This seaside city on the coast of Catalonia ranks among Europe’s most enticing destinations, not for any one particular attraction, but for its overall vibe.
Take a stroll on La Rambla early in the morning to admire the broad pedestrian boulevard and its lovely architecture. Hawkers and street performers set up shop later in the day.
Barcelona is home to one of the world’s most famous food markets, Mercat de la Boqueria, known for its Modernista building and variety of produce, seafood, meats, cheeses and colorful candies.
The narrow, maze-like cobblestone streets of El Gotic are lined with bars, shops, restaurants and historical treasures. It’s one of the best places in the city to get lost.
Enjoy a coffee at one of the cafes in Plaça Reial, one of Barcelona’s most beautiful public squares. This sunny, palm tree-lined square features street lamps designed by Antoni Gaudí.
There’s something magical about stumbling upon the quiet Square of Sant Felip Neri in the middle of the otherwise busy Old City. You can still see scars from 1938 bombings etched into its façade.
The city of Barcelona is dotted with works of famous Catalan architect Antoni Gaudí, perhaps none so famous as the Sagrada Familia. This UNESCO-listed grand cathedral is still under construction.
The Palau de la Música Catalana, one of Barcelona’s best examples of Modernista architecture, wasn’t built by Gaudí at all but by Domènech i Montaner.
This imposing column depicting Christopher Columbus was erected in 1888 at the site where Columbus returned to Spain after his journey to the Americas.
Catalans are fiercely independent, and while part of Spain, they celebrate their National Day of Catalonia each September 11. Celebrants dress up in traditional Catalan colors and take to the streets.
Gracia, one of Barcelona’s most colorful neighborhoods, also throws the city’s most colorful street party. During Festa Major de Gracia, each street goes all out to decorate better than the next.
The hallmark of many a Catalan festival is the correfoc, or fire run. These parades take place after dark, when figures dressed as devils, demons and dragons take to the streets.
Sports fans will know the Catalan capital as home of FC Barcelona, one of the world's best soccer clubs. The team plays their home games at the Camp Nou stadium, the largest in Europe.
No summer in Barcelona would be complete without a day at the beach. With 60 miles of coastline in the province, there are plenty to choose from. Busy Barceloneta ranks as the most popular stretch of sand.

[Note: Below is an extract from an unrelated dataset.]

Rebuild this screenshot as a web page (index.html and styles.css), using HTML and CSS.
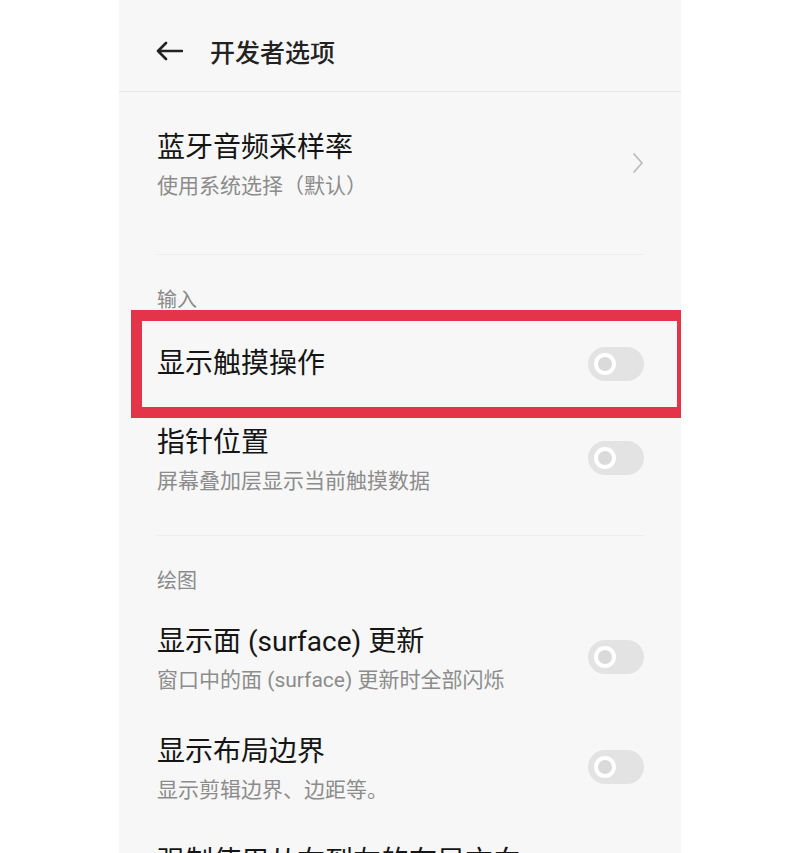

Parc de la Ciutadella, the green lung of Barcelona, was built for the 1888 Universal Exposition. The park is home to the Barcelona Zoo and an impressive monumental fountain designed by Josep Fontsére.
Montjuïc, the hill just south of Barcelona’s city center, is home to many popular attractions, including a 17th century fortress, Palau Nacional and the Magic Fountain of Montjuíc.
For some of the best views of Barcelona without all the crowds, locals head to the Bunkers of Carmel. These anti-aircraft fortifications from the Spanish Civil War overlook the city from atop a hill.
Tibidabo, the highest peak in Catalonia’s Serra de Collserola range, towers over the city. People come here for the sweeping views and the impressive Sagrat Cor Catholic church.
The city of Barcelona pulls out all the stops at Christmastime. Just about every street in town is strung up with coordinated colorful lights, and Christmas markets pop up all over.
One of the most popular day trips from Barcelona takes visitors into the heart of the Catalan mountains to the monastery of Montserrat. Rugged turrets of rock tower above the Benedictine monastery.